Remote procedure call - To execute function/service defined within other components of the system

• Stub based design. An interface definition stage is involved during the design to product consistent stubs to be used both in RPC invokers and invokees. The execution of RPC could either be blocking or non-blocking, in other words, synchronous or asynchronous.
• Parameters have to be marshalled -> serialised -> transmitted -> de-serialised -> unmarshalled, by value in essence (be aware of different data representation in different physical nodes)
• How to locate the RPC service provider and how/when to bind?
• Name services operations
• Binding operations (via appropriate protocols)
• Endpoints operations
• Security operations
• Data conversion (marshalling)
• Stub memory management (temporarily buffer 'reference' data)
• RPC API calls (compatibility, fault tolerance)

Case studies

• Native RPC
• Sun RPC - also known as ONC RPC, interface defined in IDL (rpcgen compiler). Early binding approach, not by procedure call basis. It requires programmer to pick a unique interface definition ID.
• DCE RPC - Interface is defined in IDN file. Integrated with DCE's security service and directory service. uuidgen is used to produce the unique ID.
• Object RPC
• MS DCOM - Client connects to SCM (Service Control Manager, running on server) to request the creation of object on server. Underneath data transfer DCOM uses DCE RPC protocol packets + version info + IPID (remote object references). MIDL file is compiled by IDL compiler to produce C++ code, proxy (client) and stub (server), both are COM objects. One key point is the object (in the server) lifetime is controlled by remote reference counting.
• CORBA - OS and language independent. To achieve, request services of a distributed object. ORB (Object request broker) delivers the client request to the object and return results to client. The interfaces are defined in IDL, interface definition language (Yes, it is a real language!), which will then be compiled to target language client or server use, to produce stub and skeleton. ORB takes a lot of responsibility in this case such as locating remote object, sending request, collecting result. This way, the client and object implementation could be on completely different platform in different language, not like DCOM. IIOP is defined as an inter-ORB network protocol. There are many CORBA standard services providing services as naming, events, managing object life cycle, transaction, load balancing etc.

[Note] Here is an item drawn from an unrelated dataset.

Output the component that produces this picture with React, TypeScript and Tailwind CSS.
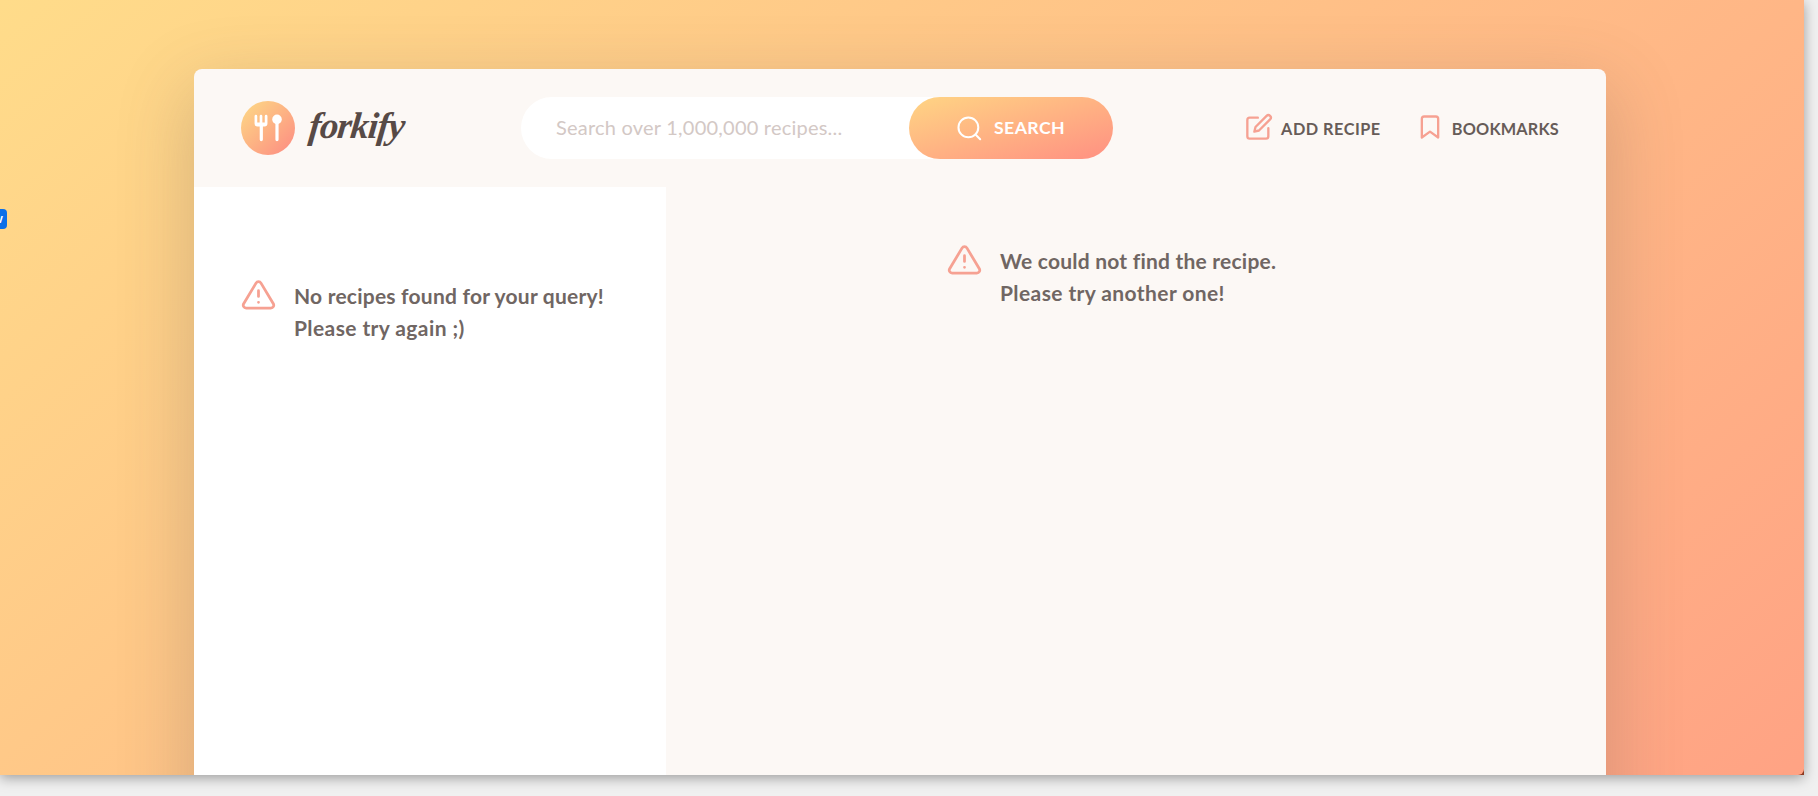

• Java RMI - using Object Registry to relate objects to names within name servers. rmic is the compiler to produce stub and skeleton class files. In the server side, the object implementation needs to register itself with the Object registry via binding, after which, client will inquiry rmiregistry to lookup name. It will then return a remote reference handle to the client for it to invoke exposed methods.
• Webservices - the third generation of RPC implementation. The goal is to have remote hosted services behind firewalls could be utilised.
• XML RPC - marshal data into XML format with explicit typing, transported over standard HTTP protocol to get around firewall restrictions. There are standard XML-RPC data types defined, as opposed to native data types.
• SOAP - to generalise XML RPC, SOAP still defines message in XML format but not necessary RPC, instead SOAP adopts XML over HTTP. Web service interface is defined in WSDL, which is exchangeable. In terms of SOAP v POX (plain-old-XML), AJAX adopts the standard XML approach to send and receive data, allowing client side javascript to initiate asynchronous HTTP request (REST) and process the result at object level. Google has obviously spit out its favorite as POX.
• MS .Net Remoting - I have briefly covered .Net remoting in previous blog. Aiming at replacing low level DCOM, MS introduced Remoting on top of the new common language runtime (CLR) as the object run time environment. Webservice will be compiled into immediate language (IL) format whichever language was chosen to implement. CLR just-in-time compiler will generate native code for the first loaded programs. (It is possible to pre-load the interpreted assembly into target machine instruction binary to global assembly cache though.) Object derived from MarshalByRefObject is deemed as remote objects. The communication is supported in XML, SOAP or binary encoding, through HTTP, TCP and SMTP protocol channel. In summary, .Net also has an explicit set of Web Service, based on HTTP (communication protocol) + XML (data format) + SOAP (format to request service) + WSDL (format for defining service) + UDDI (protocol for discovering service). I hope you can see the difference between Remoting and .Net Web Service, as the latter is a fixed combination and higher functional level.